The third and fourth keywords are keywords with little or no commercial intent. The third seeks to learn more about how belts are made, making it an informational keyword, while the fourth is seeking out free samples of our product and is unlikely to convert to a real purchase.
Now that you’re familiar with commercial intent, let’s categorize these keywords and explain how each requires a slightly different approach.
Product-focused keywords relate to a specific product type or model. In our list of four example keywords above, there’s only one product-focused keyword: “best leather belts under $100.”
People that search for product-focused keywords are usually in the process of comparing several different products in order to find the best one for their needs. Product-focused keywords usually share a few common features:
As a general rule, people that search for product-focused are similar to retail shoppers that ask for information about a specific product. They’re interested in buying it and they might convert into a customer, but they need more information to seal the deal.
Targeting product-focused keywords is fairly simple. For keywords that relate to a specific type of product, send users to a product information page. This way, they’ll find the information they to determine if the product is a good fit for their requirements.
For comparison and review keywords, create content that compares your product to others in its category. These searchers are seeking a fair, unbiased comparison -- if you can provide it, they might convert into customers.
Buying keywords have the strongest commercial intent. People that search for buying keywords are the online equivalent of shoppers that walk into your retail store, pick up a product, check its price tag and immediately take it to the counter.
In short, they’re the people most likely to become customers. They’re also the most competitive audience in both organic and paid search, with a plethora of ads above the fold and strong SEO metrics for most of the organic listings on the first page.
In our list of four example keywords above, there’s only one buying keyword: “leather belts free shipping.”
Buying keywords usually generate the highest conversion rates, since the people searching for them are at the final stage of the buying process. They’re also the most expensive via AdWords and almost always the most competitive in organic search.
Targeting buying keywords is fairly straightforward. Since this audience is ready to buy, your job is to create the strongest offer for each searcher’s specific needs. This could mean:
Since CPC bids for buying keywords tend to be quite high, conversion optimization can play an important role in helping you produce a profitable campaign.
Buying keywords are an essential component of any search campaign, whether paid or organic. You’ll typically generate the majority of your sales from buying keywords, with product-focused keywords usually coming in a close second place.
Informational keywords are keywords related to the why, how or what of a product.

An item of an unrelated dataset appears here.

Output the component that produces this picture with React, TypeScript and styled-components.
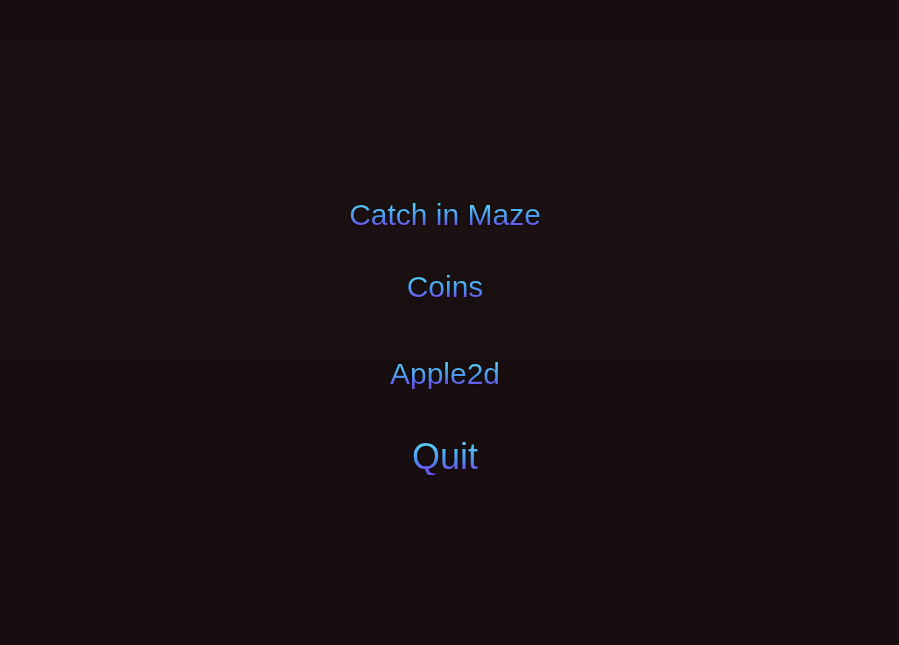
import React from "react";
import styled, { createGlobalStyle } from "styled-components";

const Global = createGlobalStyle`
  html, body { margin: 0; padding: 0; height: 100%; background: #180e0f; }
  #root { height: 100%; }
`;

const Screen = styled.div`
  width: 100%;
  height: 645px;
  background:
    linear-gradient(180deg, rgba(255,255,255,0.0) 0%, rgba(255,255,255,0.012) 35%, rgba(255,255,255,0.0) 60%),
    #180e0f;
  display: flex;
  flex-direction: column;
  align-items: center;
  padding: 200px 9px 0 0;
  box-sizing: border-box;
  overflow: hidden;
`;

const Item = styled.button<{ $size: number; $gap: number }>`
  appearance: none;
  border: none;
  background: linear-gradient(180deg, #5fd2f6 0%, #56c0f4 25%, #4d92ec 58%, #6a58ec 85%, #7050ea 100%);
  -webkit-background-clip: text;
  background-clip: text;
  color: transparent;
  font-family: "Liberation Sans", Arial, sans-serif;
  font-size: ${(p) => p.$size}px;
  line-height: 1;
  padding: 0;
  margin: ${(p) => p.$gap}px 0 0 0;
  cursor: pointer;
  filter: drop-shadow(0 0 1px rgba(0, 0, 0, 0.9));
`;

const items = [
  { label: "Catch in Maze", size: 30, gap: 0 },
  { label: "Coins", size: 30, gap: 42 },
  { label: "Apple2d", size: 30, gap: 57 },
  { label: "Quit", size: 36, gap: 50 },
];

export default function App() {
  return (
    <>
      <Global />
      <Screen>
        {items.map((it) => (
          <Item key={it.label} $size={it.size} $gap={it.gap}>
            {it.label}
          </Item>
        ))}
      </Screen>
    </>
  );
}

People that search using these keywords usually want to learn more about a specific aspect of a product, or a process that the product relates to.
In our list of four example keywords above, there’s one informational keyword: “How are leather belts made?”
Other informational keywords related to our example could include the following:
All of these keywords share one common feature: they’re about finding more information. In our first example keyword, the searcher wants to find out how leather belts are made. The second is about the types of leather used in belts, and the third seeks to learn if a brown belt matches with a blue suit.
These keywords aren’t directly commercial, but they do have some commercial intent. Since the search keywords are related to a specific product, these searchers are likely to have some level of interest in the product they’re researching.
The best way to target informational keywords is through your blog. Craft blog posts that answer each common question and deliver the information searchers are looking for. Once the searcher reaches your website, give them a compelling reason to subscribe to your email newsletter.
Informational keywords won’t turn into sales immediately, but they’re still valuable. Nurture these leads over the long term through email marketing and they can turn into fantastic promoters and loyal customers.
Noncommercial keywords are search terms that are unlikely to ever produce a conversion. The strongest denominator of a noncommercial keyword is the word “free.”
People that search for noncommercial keywords are typically looking for free giveaways, offers and other promos. Only a tiny percentage of these searchers will ever become customers, and the vast majority will never produce a single sale.
If you sell a digital product, you’ll also see words like “torrent” or “free download”, or in the case of software, “cracked” in Google’s suggested keywords. These are the classic noncommercial keywords - keywords that are more likely to hurt your revenue than help it.
If you’re running an AdWords campaign, most noncommercial keywords belong in your negative keyword list. For organic search, these keywords aren’t likely to hurt you, but can result in some wasted time on dead-end leads and tire-kicking customers.
Noncommercial keywords aside, every keyword counts, and a balanced search campaign will include a mix of buying, product-focused and informational keywords.
The key to building a balanced campaign is ensuring that each keyword you target sends users to a relevant landing page:
One of the most common search marketing mistakes is treating each commercial keyword type as identical, and directing buying, product-focused and informational keywords all to the same landing page.
When every keyword type send users in the right direction, you’ll be able to generate profitable results from all three commercial keyword types. Send all traffic to the same landing page and you’ll win over one audience, but at the expense of the others.
Keywords are the foundation of any effective search campaign, and selecting the right ones to target is essential for success.
Whether you’re building a new campaign or optimizing an older one, group your keywords using the four categories above and you’ll gain more control over your traffic, find it easier to generate more conversions and produce a campaign that generates a much stronger return on ad spend.